Regret Minimization and Statistical Inference in Online Decision Making with High-dimensional Covariates
Congyuan Duan, Wanteng Ma, Jiashuo Jiang, Dong Xia
TL;DR
This work addresses the challenge of simultaneous regret minimization and statistical inference in online decision making with high-dimensional covariates by marrying an online HT estimator to an $\varepsilon$-greedy policy and debiasing via inverse propensity weighting.

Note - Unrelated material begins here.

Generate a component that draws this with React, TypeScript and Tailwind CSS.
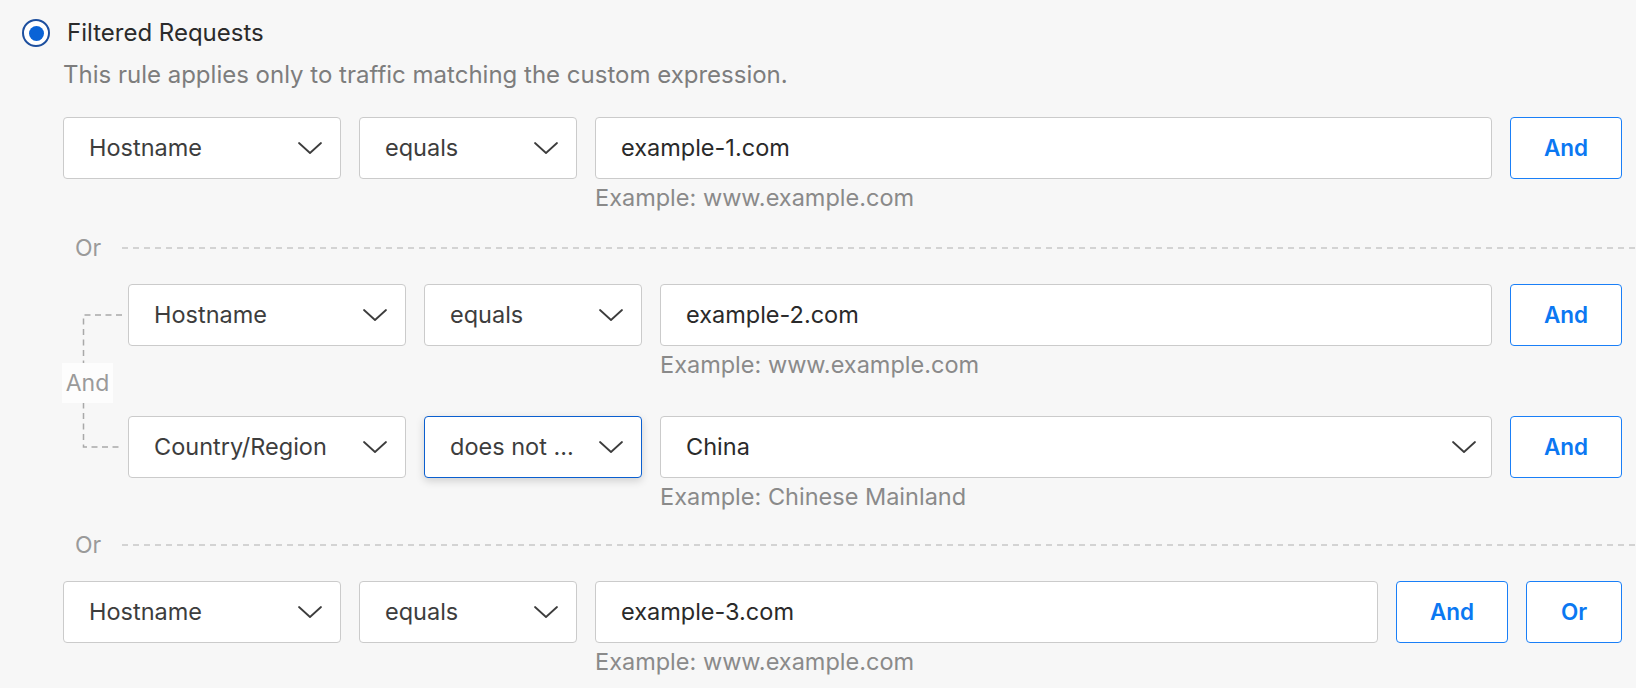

It reveals a fundamental trade-off between exploration-induced regret and inference efficiency, governed by the exploration decay rate $\gamma$ and the margin parameter $\nu$, with regret scaling as $R_T\lesssim R_{\max}T^{1-\gamma}+\dots$ and inference variance scaling as $O(T^{-(1-\gamma)})$. Under a covariate-diversity condition, the authors propose an exploration-free scheme using average weighting (AW) that achieves both $O(\log T)$ regret and $\sqrt{T}$-consistent inference, and they extend the framework to inference on the optimal policy's value $V^*$, estiamted via $\hat V_T = T^{-1}\sum_{t} y_t$. Numerical experiments on simulations and Warfarin dosing data validate accurate, calibrated inference for parameters and the optimal value, and illustrate practical gains in high-dimensional personalized decision making. Overall, the paper provides a principled framework for balancing learning and uncertainty quantification in online high-dimensional settings, with concrete guidance for kernelized online debiasing and covariate-diversity-driven exploration strategies.
Abstract
This paper investigates regret minimization, statistical inference, and their interplay in high-dimensional online decision-making based on the sparse linear context bandit model. We integrate the $\varepsilon$-greedy bandit algorithm for decision-making with a hard thresholding algorithm for estimating sparse bandit parameters and introduce an inference framework based on a debiasing method using inverse propensity weighting. Under a margin condition, our method achieves either $O(T^{1/2})$ regret or classical $O(T^{1/2})$-consistent inference, indicating an unavoidable trade-off between exploration and exploitation. If a diverse covariate condition holds, we demonstrate that a pure-greedy bandit algorithm, i.e., exploration-free, combined with a debiased estimator based on average weighting can simultaneously achieve optimal $O(\log T)$ regret and $O(T^{1/2})$-consistent inference. We also show that a simple sample mean estimator can provide valid inference for the optimal policy's value. Numerical simulations and experiments on Warfarin dosing data validate the effectiveness of our methods.